His presence, you see, was dynamic. You cannot pass that power on unless you have it, just as you cannot give money away unless you have it. You may imagine it, but you cannot do it.  

Friday, June 6, 2014

Mrs Ella Wheeler Wilcox and "The Man" on Swamiji

Today we shall meet a famous poetess Mrs. Ella Wheeler Wilcox. Actually i met her in the 1st volume of New Discoveries when she writes a letter to her friend Mrs Kate Tannat Woods. I kept reading the passage where Swamiji talks about 'To do good for goods' sake'. Then i met her again in Volume III when He comes to New York and was fascinated to know about her husband whom she addressed as 'Man'.  They met Swamiji in New York and their life changed.

Swamiji started taking parlour lectures at Dr. Guernsey's house after moving from Dr. Guernsey's house to His new residence. It is here that Ell Wheeler Wilcox and 'Man' were drawn to the lectures and met Swamiji.

Later in 1907 in her memoirs she wrote:

Twelve years ago I chanced one evening to hear that a certain teacher of philosophy from India, a man named Vivekananda, was to lecture a block from my home in New York. We went out of curiosity,… and before we had been ten minutes in the audience, we felt ourselves lifted up into an atmosphere so rarefied, so vital, so wonderful, that we sat spell - bound and almost breathless, to the end of the lecture.

When it was over we went out with new courage, new hope, new strength, new faith, to meet life's daily vicissitudes. "This is the Philosophy, this is the idea of God, the religion which I have been seeking," said the Man. And for months afterwards he went with me to hear Swami Vivekananda explain the old religion and to gather from his wonderful mind jewels of truth and thoughts of helpfulness and strength. It was that terrible winter of financial disasters, when banks failed and stocks went down like broken balloons and business men walked through the dark valleys of despair and the whole world seemed topsy - turvy.... Sometimes after sleepless nights of worry and anxiety, the Man would go with me to hear the Swami lecture, and then he would come out into the winter gloom and walk down the street smiling and say, "It is all right.

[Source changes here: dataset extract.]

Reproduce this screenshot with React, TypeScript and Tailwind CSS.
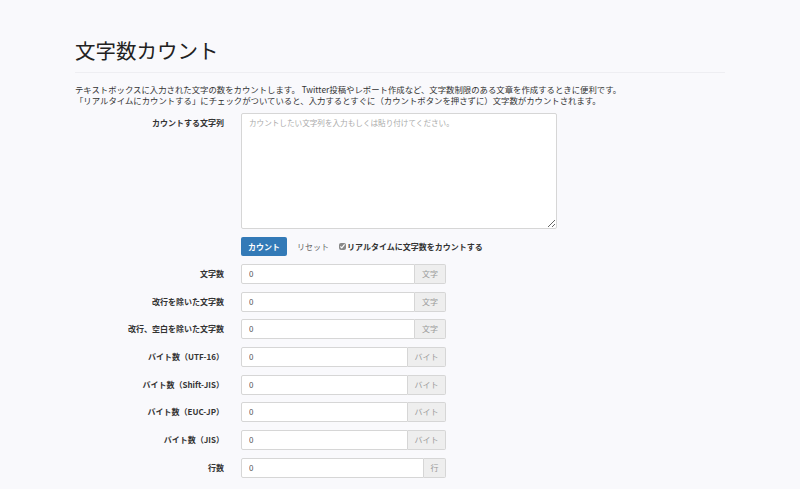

There is nothing to worry over." And I would go back to my own duties and pleasures with the same uplifted sense of soul and enlarged vision.

Later Ella Wheeler Wilcox wrote about the lectures to her friend Mrs. Kate Tannatt Woods of Salem, Massachusetts, who had been Swamiji's hostess before the Parliament. One of her letters, dated "May, 1895," says: 

I was listening to Vivekananda this morning an hour. How honored by fate you must feel to have been allowed to be of service to this Great Soul. I believe him to be the re - incarnation of some great Spirit - perhaps Buddha - perhaps Christ. He is so simple - so sincere, so pure, so unselfish. To have listened to him all winter is the greatest privilege life has ever offered me. It would be surprising to me that people could misunderstand or malign such a soul if I did not know how Buddha and Christ were persecuted and lied about by small inferiors. His discourse this morning was mat uplifting - his mere presence is that. His absolute sinking of self is what I like. I am so tired of people who place the capital "I" before truth - and God. "To do good for good's sake"- with no expectation or desire of reward, and never to speak of what we have done - but to keep on working for the love of doing God's work - is Vivekananda's grand philosophy of life. He always makes me feel ashamed that I have ever thought for one moment I was burdened or that I ever spoke of any good act of my own.